1、什么是分词器
切分词语,normalization(提升recall召回率)
给你一段句子,然后将这段句子拆分成一个一个的单个的单词,同时对每个单词进行normalization(时态转换,单复数转换)
recall,召回率:搜索的时候,增加能够搜索到的结果的数量
character filter:在一段文本进行分词之前,先进行预处理,比如说最常见的就是,过滤html标签(<span>hello<span> --> hello),& --> and(I&you --> I and you)
tokenizer:分词,hello you and me --> hello, you, and, me
token filter:lowercase,stop word,synonymom,dogs --> dog,liked --> like,Tom --> tom,a/the/an --> 干掉,mother --> mom,small --> little
一个分词器,很重要,将一段文本进行各种处理,最后处理好的结果才会拿去建立倒排索引
2、内置分词器的介绍
Set the shape to semi-transparent by calling set_trans(5)
standard analyzer:set, the, shape, to, semi, transparent, by, calling, set_trans, 5(默认的是standard)

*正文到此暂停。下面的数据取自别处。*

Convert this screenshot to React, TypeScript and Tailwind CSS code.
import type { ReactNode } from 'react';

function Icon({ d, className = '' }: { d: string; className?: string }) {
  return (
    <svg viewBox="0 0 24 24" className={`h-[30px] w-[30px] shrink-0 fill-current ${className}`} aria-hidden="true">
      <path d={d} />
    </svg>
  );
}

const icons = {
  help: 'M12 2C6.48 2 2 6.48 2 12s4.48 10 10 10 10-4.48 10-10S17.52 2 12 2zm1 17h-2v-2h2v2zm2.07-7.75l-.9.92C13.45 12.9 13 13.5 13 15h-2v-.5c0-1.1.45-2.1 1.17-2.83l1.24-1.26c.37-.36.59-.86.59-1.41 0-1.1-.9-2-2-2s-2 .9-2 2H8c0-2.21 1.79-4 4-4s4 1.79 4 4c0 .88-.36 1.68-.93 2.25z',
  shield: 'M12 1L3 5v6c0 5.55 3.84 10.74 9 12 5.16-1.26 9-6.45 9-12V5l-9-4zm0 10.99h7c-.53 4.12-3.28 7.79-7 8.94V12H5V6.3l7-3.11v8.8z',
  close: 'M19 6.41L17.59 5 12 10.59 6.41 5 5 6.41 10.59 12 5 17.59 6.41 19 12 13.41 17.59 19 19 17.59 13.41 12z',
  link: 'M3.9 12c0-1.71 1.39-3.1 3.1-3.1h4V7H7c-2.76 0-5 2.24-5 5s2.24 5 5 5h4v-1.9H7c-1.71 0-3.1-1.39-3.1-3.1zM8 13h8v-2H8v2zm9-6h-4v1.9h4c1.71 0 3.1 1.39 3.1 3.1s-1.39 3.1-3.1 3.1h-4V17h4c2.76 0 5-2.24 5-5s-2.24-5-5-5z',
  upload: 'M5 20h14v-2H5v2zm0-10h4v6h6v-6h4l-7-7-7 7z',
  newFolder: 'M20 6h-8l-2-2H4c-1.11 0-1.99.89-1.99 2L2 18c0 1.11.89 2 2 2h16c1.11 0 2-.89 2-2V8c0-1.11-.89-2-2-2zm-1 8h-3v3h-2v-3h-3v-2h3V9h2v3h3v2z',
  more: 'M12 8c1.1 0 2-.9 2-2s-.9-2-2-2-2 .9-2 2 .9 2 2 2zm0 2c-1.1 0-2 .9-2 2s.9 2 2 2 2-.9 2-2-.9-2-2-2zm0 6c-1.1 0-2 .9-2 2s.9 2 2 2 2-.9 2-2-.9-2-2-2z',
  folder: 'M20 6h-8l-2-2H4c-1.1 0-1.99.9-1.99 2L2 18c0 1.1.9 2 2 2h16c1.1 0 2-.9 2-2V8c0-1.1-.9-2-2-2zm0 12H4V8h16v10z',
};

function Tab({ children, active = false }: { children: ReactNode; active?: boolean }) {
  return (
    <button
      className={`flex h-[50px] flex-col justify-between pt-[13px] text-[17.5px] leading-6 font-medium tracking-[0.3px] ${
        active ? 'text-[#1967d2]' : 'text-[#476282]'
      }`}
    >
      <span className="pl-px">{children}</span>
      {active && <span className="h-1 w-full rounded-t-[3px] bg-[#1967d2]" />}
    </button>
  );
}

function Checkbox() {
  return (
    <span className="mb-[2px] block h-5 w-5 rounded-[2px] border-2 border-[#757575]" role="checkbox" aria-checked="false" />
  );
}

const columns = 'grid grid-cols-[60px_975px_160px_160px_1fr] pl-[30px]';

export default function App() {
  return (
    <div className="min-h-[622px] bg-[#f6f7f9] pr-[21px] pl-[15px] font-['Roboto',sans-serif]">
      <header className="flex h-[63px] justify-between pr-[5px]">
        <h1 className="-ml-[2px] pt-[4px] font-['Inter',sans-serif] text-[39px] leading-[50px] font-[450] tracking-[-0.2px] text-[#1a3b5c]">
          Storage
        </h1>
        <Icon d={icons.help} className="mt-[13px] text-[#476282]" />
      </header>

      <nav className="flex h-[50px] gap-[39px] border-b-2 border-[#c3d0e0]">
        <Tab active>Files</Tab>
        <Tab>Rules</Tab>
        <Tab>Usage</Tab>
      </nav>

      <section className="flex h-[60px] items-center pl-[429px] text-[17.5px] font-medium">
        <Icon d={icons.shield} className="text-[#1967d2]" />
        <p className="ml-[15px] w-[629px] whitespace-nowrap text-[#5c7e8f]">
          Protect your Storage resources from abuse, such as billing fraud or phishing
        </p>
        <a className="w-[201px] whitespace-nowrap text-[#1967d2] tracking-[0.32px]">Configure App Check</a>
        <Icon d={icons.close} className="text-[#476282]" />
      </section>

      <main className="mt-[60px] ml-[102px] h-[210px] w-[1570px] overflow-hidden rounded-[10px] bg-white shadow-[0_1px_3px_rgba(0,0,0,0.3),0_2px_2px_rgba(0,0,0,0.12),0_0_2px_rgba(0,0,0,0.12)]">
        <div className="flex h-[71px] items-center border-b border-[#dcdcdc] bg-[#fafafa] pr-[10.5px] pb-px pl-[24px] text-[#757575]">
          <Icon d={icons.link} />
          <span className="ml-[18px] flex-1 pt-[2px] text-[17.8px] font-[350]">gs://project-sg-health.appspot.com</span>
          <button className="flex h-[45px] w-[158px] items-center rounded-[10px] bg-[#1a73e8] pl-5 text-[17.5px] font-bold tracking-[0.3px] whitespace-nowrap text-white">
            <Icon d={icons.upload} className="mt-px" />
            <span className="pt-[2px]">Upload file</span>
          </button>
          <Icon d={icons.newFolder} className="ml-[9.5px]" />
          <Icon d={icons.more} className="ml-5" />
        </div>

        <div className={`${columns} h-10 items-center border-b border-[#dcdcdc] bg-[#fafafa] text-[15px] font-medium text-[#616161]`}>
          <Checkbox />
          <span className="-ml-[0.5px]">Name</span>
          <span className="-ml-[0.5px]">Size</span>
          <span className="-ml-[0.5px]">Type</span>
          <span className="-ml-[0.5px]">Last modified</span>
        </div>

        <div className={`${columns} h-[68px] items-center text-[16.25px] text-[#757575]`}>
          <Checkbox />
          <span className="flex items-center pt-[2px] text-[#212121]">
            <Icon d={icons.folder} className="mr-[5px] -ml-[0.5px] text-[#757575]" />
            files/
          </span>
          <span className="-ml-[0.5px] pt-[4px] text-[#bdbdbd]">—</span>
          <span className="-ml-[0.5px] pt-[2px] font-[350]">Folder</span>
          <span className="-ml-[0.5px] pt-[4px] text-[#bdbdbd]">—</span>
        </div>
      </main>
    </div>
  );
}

simple analyzer:set, the, shape, to, semi, transparent, by, calling, set, trans
whitespace analyzer:Set, the, shape, to, semi-transparent, by, calling, set_trans(5)

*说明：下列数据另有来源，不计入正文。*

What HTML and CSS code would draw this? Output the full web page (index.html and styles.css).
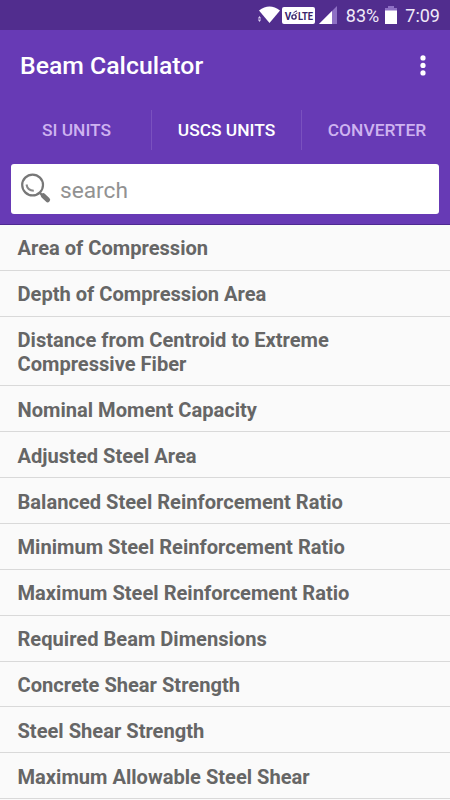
FILE: index.html
```html
<!DOCTYPE html>
<html lang="en">

<head>
    <meta charset="UTF-8">
    <title>Beam Calculator</title>
    <link rel="stylesheet" href="styles.css">
</head>

<body>

    <div class="status_bar">
        <svg class="wifi" width="26" height="22" viewBox="0 0 26 22">
            <path d="M2 6.5 Q12.5 -1.5 23 6.5 L12.5 19 Z" fill="#fff" />
            <path d="M.8 14.6 L2.5 12 L4.2 14.6 Z M.8 15.4 L2.5 18 L4.2 15.4 Z" fill="#d9cdf0" />
        </svg>
        <svg class="volte" width="33" height="17" viewBox="0 0 33 17">
            <rect width="33" height="17" rx="2" fill="#fff" />
            <text x="2.8" y="12.5" class="volte_text">V</text>
            <circle cx="12" cy="10" r="2.1" fill="none" stroke="#38246b" stroke-width="1.4" />
            <path d="M11.5 6.3 Q12.5 4 15 4 M13.5 7.5 Q14 6 15.5 6" fill="none" stroke="#38246b" stroke-width="1" />
            <text x="16" y="12.5" class="volte_text" textLength="15" lengthAdjust="spacingAndGlyphs">LTE</text>
        </svg>
        <svg class="signal" width="18" height="18" viewBox="0 0 18 18">
            <path d="M0 18 L18 0 V18 Z" fill="#8e70c4" />
            <path d="M0 18 L13 5 V18 Z" fill="#fff" />
        </svg>
        <span class="percent">83%</span>
        <svg class="battery" width="12" height="18" viewBox="0 0 12 18">
            <path d="M0 2 H3 V0 H9 V2 H12 V5 H0 Z" fill="#8e70c4" />
            <rect y="4.5" width="12" height="13.5" fill="#fff" />
        </svg>
        <span class="clock">7:09</span>
    </div>

    <div class="header">
        <div class="title_bar">
            <h1>Beam Calculator</h1>
            <svg width="6" height="22" viewBox="0 0 6 22" fill="#fff">
                <circle cx="3" cy="2.9" r="2.6" />
                <circle cx="3" cy="10.4" r="2.6" />
                <circle cx="3" cy="17.9" r="2.6" />
            </svg>
        </div>

        <div class="tabs">
            <div class="tab">SI UNITS</div>
            <div class="tab active">USCS UNITS</div>
            <div class="tab">CONVERTER</div>
        </div>

        <div class="search_box">
            <svg width="32" height="32" viewBox="0 0 32 32" fill="none">
                <path d="M19.5 19.5 L23 23" stroke="#777" stroke-width="2.4" />
                <path d="M23.3 22.7 L27.6 26.8" stroke="#777" stroke-width="5" stroke-linecap="round" />
                <circle cx="12.6" cy="12" r="10.4" stroke="#777" stroke-width="2.2" />
                <path d="M6.5 11.5 Q7.5 17.5 13.8 17.8" stroke="#888" stroke-width="2" />
            </svg>
            <span>search</span>
        </div>
    </div>

    <ul class="list">
        <li>Area of Compression</li>
        <li>Depth of Compression Area</li>
        <li>Distance from Centroid to Extreme Compressive Fiber</li>
        <li>Nominal Moment Capacity</li>
        <li>Adjusted Steel Area</li>
        <li>Balanced Steel Reinforcement Ratio</li>
        <li>Minimum Steel Reinforcement Ratio</li>
        <li>Maximum Steel Reinforcement Ratio</li>
        <li>Required Beam Dimensions</li>
        <li>Concrete Shear Strength</li>
        <li>Steel Shear Strength</li>
        <li>Maximum Allowable Steel Shear</li>
    </ul>

</body>

</html>
```

FILE: styles.css
```css
* {
    margin: 0;
    padding: 0;
    box-sizing: border-box;
}

body {
    width: 450px;
    height: 800px;
    overflow: hidden;
    background-color: #fafafa;
    font-family: Roboto, sans-serif;
}

.status_bar {
    display: flex;
    justify-content: flex-end;
    align-items: center;
    height: 30px;
    padding-right: 10px;
    background-color: #512d8e;
    color: #f0eaf8;
    font-size: 18px;
}

.wifi {
    margin-right: -1px;
}

.volte_text {
    font-size: 10px;
    font-weight: bold;
    fill: #38246b;
}

.signal {
    margin-left: 4px;
}

.percent {
    margin-left: 9px;
}

.battery {
    margin-left: 6px;
}

.clock {
    margin-left: 8px;
}

.header {
    height: 195px;
    background-color: #673ab5;
    border-bottom: 1px solid #4e2a91;
}

.title_bar {
    display: flex;
    justify-content: space-between;
    align-items: center;
    height: 72px;
    padding: 0 24.5px 0 20px;
}

.title_bar h1 {
    color: #fff;
    font-size: 24.8px;
    font-weight: 500;
    line-height: 28px;
}

.tabs {
    display: grid;
    grid-template-columns: 150px 150px 148px;
    height: 58px;
    padding: 8px 0 0 2px;
}

.tab {
    height: 40px;
    border-right: 1px solid #7a51bf;
    color: #ceb3f0;
    font-size: 17.4px;
    font-weight: 500;
    line-height: 41px;
    text-align: center;
}

.tab:last-child {
    padding-left: 2px;
    border-right: none;
}

.tab.active {
    color: #fff;
}

.search_box {
    display: flex;
    align-items: center;
    height: 50px;
    margin: 4px 11px 0;
    padding-left: 9px;
    border-radius: 3px;
    background-color: #fff;
    color: #929292;
    font-size: 22.7px;
}

.search_box span {
    margin: 2px 0 0 8px;
}

.list {
    list-style: none;
}

.list li {
    padding: 12.4px 90px 8.5px 17.5px;
    border-bottom: 1px solid #d9d9d9;
    color: #666;
    font-size: 20.1px;
    font-weight: bold;
    line-height: 23.95px;
}
```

language analyzer(特定的语言的分词器,比如说,english,英语分词器):set, shape, semi, transpar, call, set_tran, 5
3、测试分词器
GET /_analyze
{
"analyzer": "standard",
"text": "Text to analyze"
}
GET /_analyze
{
"analyzer": "english",
"text": "Text to analyze"
}
1、默认的分词器
standard
standard tokenizer:以单词边界进行切分
standard token filter:什么都不做
lowercase token filter:将所有字母转换为小写
stop token filer(默认被禁用):移除停用词,比如a the it等等
2、修改分词器的设置
启用english停用词token filter
PUT /my_index
{
"settings": {
"analysis": {
"analyzer": {
"es_std": { //自己起的名字
"type": "standard",
"stopwords": "_english_" //启用英语移除停用词
}
}
}
}
}
测试
GET /my_index/_analyze
{
"analyzer": "standard",
"text": "a dog is in the house"
}
GET /my_index/_analyze
{
"analyzer": "es_std",
"text":"a dog is in the house"
}
3、定制化自己的分词器
PUT /my_index
{
"settings": {
"analysis": {
"char_filter": { //定义字符转换名称
"&_to_and": {
"type": "mapping",//映射
"mappings": ["&=> and"]
}
},
"filter": {
"my_stopwords": { //定义移除停用词名称
"type": "stop",//停用词
"stopwords": ["the", "a"]
}
},
"analyzer": {
"my_analyzer": { //自定义需要使用的分词器名称
"type": "custom", //自定义
"char_filter": ["html_strip", "&_to_and"], //html_strip(应该是内置)表示移除html,&_to_and表示&转换成and
"tokenizer": "standard", //基础默认的分词器
"filter": ["lowercase", "my_stopwords"] //lowercase表示内置的大小写转换,my_stopwords这个是自定义的移除停用词
}
}
}
}
}
//自定义的分词器分析
GET /my_index/_analyze
{
"text": "tom&jerry are a friend in the house, <a>, HAHA!!",
"analyzer": "my_analyzer"
}
//使用自定义的分词器
PUT /my_index/_mapping/my_type
{
"properties": {
"content": {
"type": "text",
"analyzer": "my_analyzer"
}
}
}